**INPUT ROWS:**
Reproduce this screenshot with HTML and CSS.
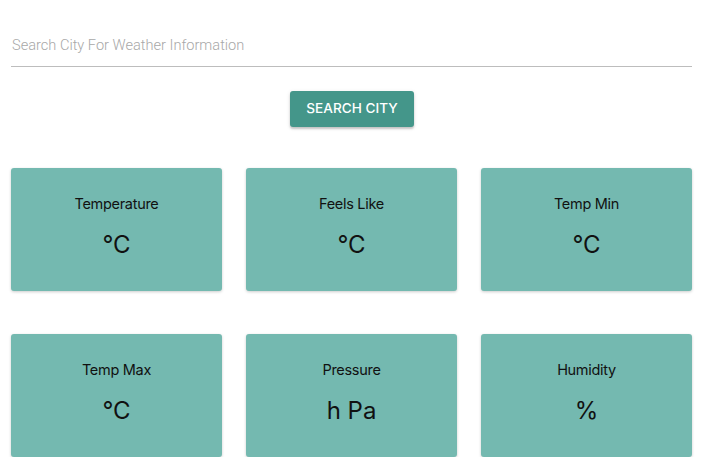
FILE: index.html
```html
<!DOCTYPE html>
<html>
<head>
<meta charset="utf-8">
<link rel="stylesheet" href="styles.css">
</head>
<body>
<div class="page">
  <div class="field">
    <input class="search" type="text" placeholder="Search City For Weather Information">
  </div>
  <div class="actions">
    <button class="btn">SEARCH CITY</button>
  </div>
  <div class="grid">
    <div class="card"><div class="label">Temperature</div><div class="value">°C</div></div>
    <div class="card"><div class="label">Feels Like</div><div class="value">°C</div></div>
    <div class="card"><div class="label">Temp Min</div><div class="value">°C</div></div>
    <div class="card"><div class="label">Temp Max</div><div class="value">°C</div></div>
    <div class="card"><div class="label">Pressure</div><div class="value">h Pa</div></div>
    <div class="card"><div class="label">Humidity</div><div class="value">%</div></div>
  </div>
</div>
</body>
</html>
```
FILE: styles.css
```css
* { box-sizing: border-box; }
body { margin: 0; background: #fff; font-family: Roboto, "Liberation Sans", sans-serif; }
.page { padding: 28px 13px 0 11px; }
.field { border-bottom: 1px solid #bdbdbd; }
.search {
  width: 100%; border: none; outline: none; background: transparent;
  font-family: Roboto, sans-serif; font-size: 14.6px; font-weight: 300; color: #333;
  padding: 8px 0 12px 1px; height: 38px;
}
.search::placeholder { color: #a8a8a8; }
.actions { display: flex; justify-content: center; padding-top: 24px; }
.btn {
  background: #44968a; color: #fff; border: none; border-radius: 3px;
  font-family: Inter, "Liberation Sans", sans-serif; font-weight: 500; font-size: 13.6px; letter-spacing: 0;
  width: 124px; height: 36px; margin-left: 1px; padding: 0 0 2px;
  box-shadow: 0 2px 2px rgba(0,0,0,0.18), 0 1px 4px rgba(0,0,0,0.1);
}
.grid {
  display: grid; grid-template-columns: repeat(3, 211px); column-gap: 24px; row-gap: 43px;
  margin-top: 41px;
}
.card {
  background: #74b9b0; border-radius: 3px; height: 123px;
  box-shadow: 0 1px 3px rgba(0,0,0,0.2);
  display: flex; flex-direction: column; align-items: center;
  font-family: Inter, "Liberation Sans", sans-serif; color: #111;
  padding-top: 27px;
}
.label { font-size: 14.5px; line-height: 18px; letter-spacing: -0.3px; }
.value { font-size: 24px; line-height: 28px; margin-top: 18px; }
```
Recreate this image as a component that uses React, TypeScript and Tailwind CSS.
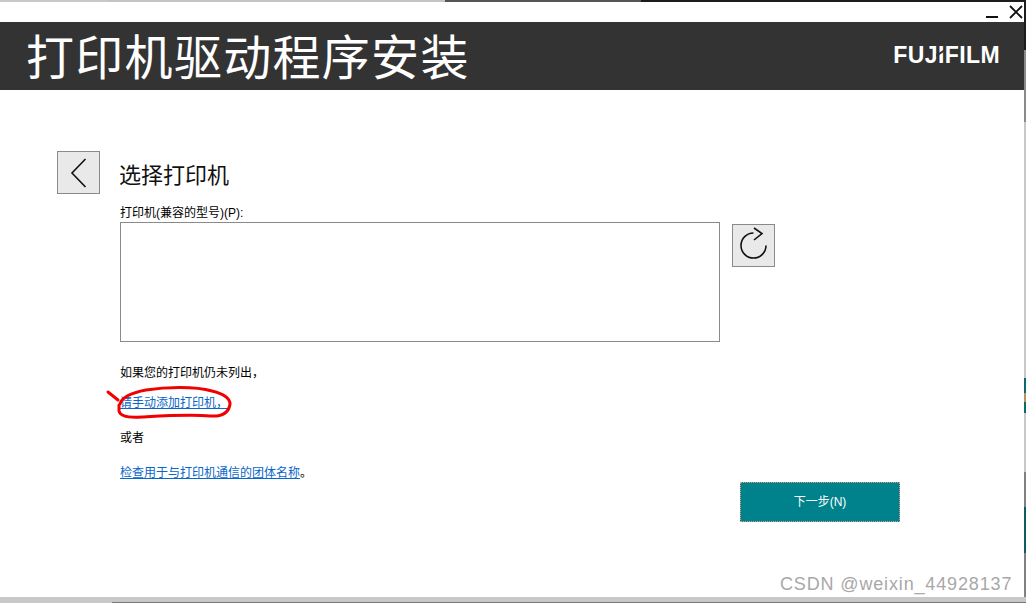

**WHAT YOU SHOULD DO:** Would you set down the listing exactly, omitting pictures?

**WRITTEN REPLY:**
Reproduce this screenshot with HTML and CSS.
FILE: index.html
```html
<!DOCTYPE html>
<html>
<head>
<meta charset="utf-8">
<link rel="stylesheet" href="styles.css">
</head>
<body>
<div class="page">
  <div class="field">
    <input class="search" type="text" placeholder="Search City For Weather Information">
  </div>
  <div class="actions">
    <button class="btn">SEARCH CITY</button>
  </div>
  <div class="grid">
    <div class="card"><div class="label">Temperature</div><div class="value">°C</div></div>
    <div class="card"><div class="label">Feels Like</div><div class="value">°C</div></div>
    <div class="card"><div class="label">Temp Min</div><div class="value">°C</div></div>
    <div class="card"><div class="label">Temp Max</div><div class="value">°C</div></div>
    <div class="card"><div class="label">Pressure</div><div class="value">h Pa</div></div>
    <div class="card"><div class="label">Humidity</div><div class="value">%</div></div>
  </div>
</div>
</body>
</html>
```
FILE: styles.css
```css
* { box-sizing: border-box; }
body { margin: 0; background: #fff; font-family: Roboto, "Liberation Sans", sans-serif; }
.page { padding: 28px 13px 0 11px; }
.field { border-bottom: 1px solid #bdbdbd; }
.search {
  width: 100%; border: none; outline: none; background: transparent;
  font-family: Roboto, sans-serif; font-size: 14.6px; font-weight: 300; color: #333;
  padding: 8px 0 12px 1px; height: 38px;
}
.search::placeholder { color: #a8a8a8; }
.actions { display: flex; justify-content: center; padding-top: 24px; }
.btn {
  background: #44968a; color: #fff; border: none; border-radius: 3px;
  font-family: Inter, "Liberation Sans", sans-serif; font-weight: 500; font-size: 13.6px; letter-spacing: 0;
  width: 124px; height: 36px; margin-left: 1px; padding: 0 0 2px;
  box-shadow: 0 2px 2px rgba(0,0,0,0.18), 0 1px 4px rgba(0,0,0,0.1);
}
.grid {
  display: grid; grid-template-columns: repeat(3, 211px); column-gap: 24px; row-gap: 43px;
  margin-top: 41px;
}
.card {
  background: #74b9b0; border-radius: 3px; height: 123px;
  box-shadow: 0 1px 3px rgba(0,0,0,0.2);
  display: flex; flex-direction: column; align-items: center;
  font-family: Inter, "Liberation Sans", sans-serif; color: #111;
  padding-top: 27px;
}
.label { font-size: 14.5px; line-height: 18px; letter-spacing: -0.3px; }
.value { font-size: 24px; line-height: 28px; margin-top: 18px; }
```
Recreate this image as a component that uses React, TypeScript and Tailwind CSS.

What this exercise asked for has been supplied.